青山剛昌氏による『名探偵コナン』は、1994年の連載開始から30年以上続く長寿作品だ。そのため伏線回収も実にさまざまで、張ってから数年越しで回収される大がかりなものも少なくない。
一見すると取るに足らない出来事でも、ストーリーが進んだ後で見返してみると重要な伏線だったケースも……。中でも読者の注目を集めるのが、やはり主人公・江戸川コナン(工藤新一)が追う「黒ずくめの組織」関連のものだろう。
今回は、そんな黒ずくめの組織にまつわる伏線の中から、特にその細かさに驚かされたものを振り返っていこう。
※本記事には作品の核心部分の内容を含みます
■缶コーヒーを落とす何気ない描写が伏線に…
コミックス59巻、アニメ504話で、シリーズ屈指の人気キャラであるFBI捜査官・赤井秀一が死亡する。コナンに引けを取らない頭脳と冷静さ、そして高い戦闘能力を持った“あの”赤井がである。
この展開は当時のコナンファンを大きく動揺させ、さまざまな議論を呼んだ。だが遺体の指紋が赤井のそれと一致したことから、赤井の死を否定することは難しかった。赤井殺害に関する流れは以下の通りだ。
CIA所属の水無怜奈は黒ずくめの組織に潜入していたが、裏切りの疑いをかけられてしまう。そこで組織を裏切っていないことを証明するために水無に下された指令が、「赤井の抹殺」だった。
組織の幹部であるジンに監視される中、水無は赤井の頭を撃ち、遺体を乗せた車を爆破した。発見された遺体は焼け焦げていたため、外見からは判断できない。しかし遺体の指紋と赤井が触れた携帯電話から検出された指紋が一致したことで、FBIは赤井の死亡を確信する……。

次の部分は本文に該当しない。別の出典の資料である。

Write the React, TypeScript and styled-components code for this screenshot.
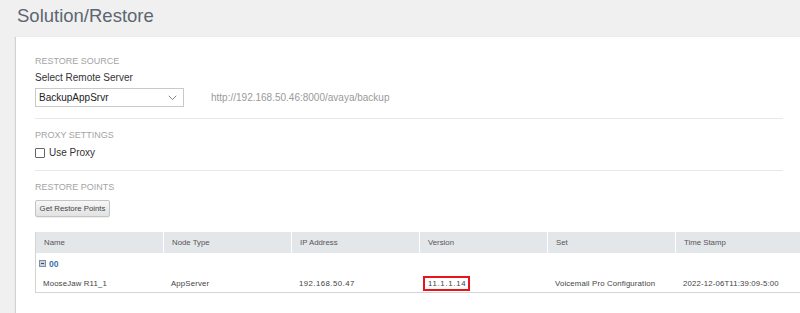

しかしコミックス85巻、アニメ782話で、この死はコナンと赤井が偽装したものだったことが明かされる。彼らの計画により、水無は赤井の頭を撃つふりをして、自殺した組織のメンバーの遺体とすり替えていた。
コナンは自分の携帯電話を触った組織のメンバーがその後自殺してしまったことを、赤井の死の偽装に利用できると考えた。計画を聞いた赤井は、指紋がつかないように、自身の指にコーティングを施す。そのうえでコナンの携帯に触っているところを他人に目撃させていた。
種明かしを聞いてから見返してみると、コミックス58巻、アニメ498話で、赤井が缶コーヒーを落としてしまうシーンが目にとまる。注意深い赤井にしては珍しい、印象的なシーンではあったものの、当時は意味が分からなかった。しかし今にして思えば、指にコーティングをしていたからこそ、うっかり手をすべらせてしまったのだろう。
さらに作者の青山氏は、宝島社の『このミステリーがすごい!2021年版』でのインタビューにて、コーティングを示すために指先のトーンを削っていたことを明かしている。言われないと気付かないほど細かい、しかし説得力のある伏線には、あらためて驚かされた。
■アナグラムでラムの正体が分かる?
黒ずくめの組織の重要人物・ラムの正体を示す、「Time is money」の伏線も見事だった。
組織のNo.2であるラムの正体について明かされたのは、コミックス100巻、アニメ1079話だ。その正体は、毛利探偵事務所の隣にある「米花いろは寿司」で働く板前・脇田兼則である。
しかし実は一部のコナンファンの間では、ラムの正体が判明する以前から、脇田がラムなのではないかと考察されていた。その理由は、ラムがバーボン(安室透)に送ったメールに「Time is money!」という文言があったからだ。
メールの内容は新一の情報を求めるもので、「急げよ バーボン」と急かしてもいたため、「Time is money(時は金なり)」のフレーズに違和感はない。実際ラムも、言葉通りの意味で使っている可能性が高い。だがこの言葉は、メタ的な意味ではラムの正体を示す伏線でもあったのだ。
「Time is money」は日本語に訳すと「時は金なり」、これをローマ字表記すると「TOKIHA KANENARI」だ。そしてそれを並び変えると、「WAKITA KANENORI」、つまり脇田兼則という人物名が浮かび上がってくるのだ。
ラム本人がこのアナグラムを意図して「Time is money」という言葉を使っていたのかは分からない。しかしこういった伏線のおかげで、ラムの正体を考察するコナンファンの楽しみが増えていることは間違いないだろう。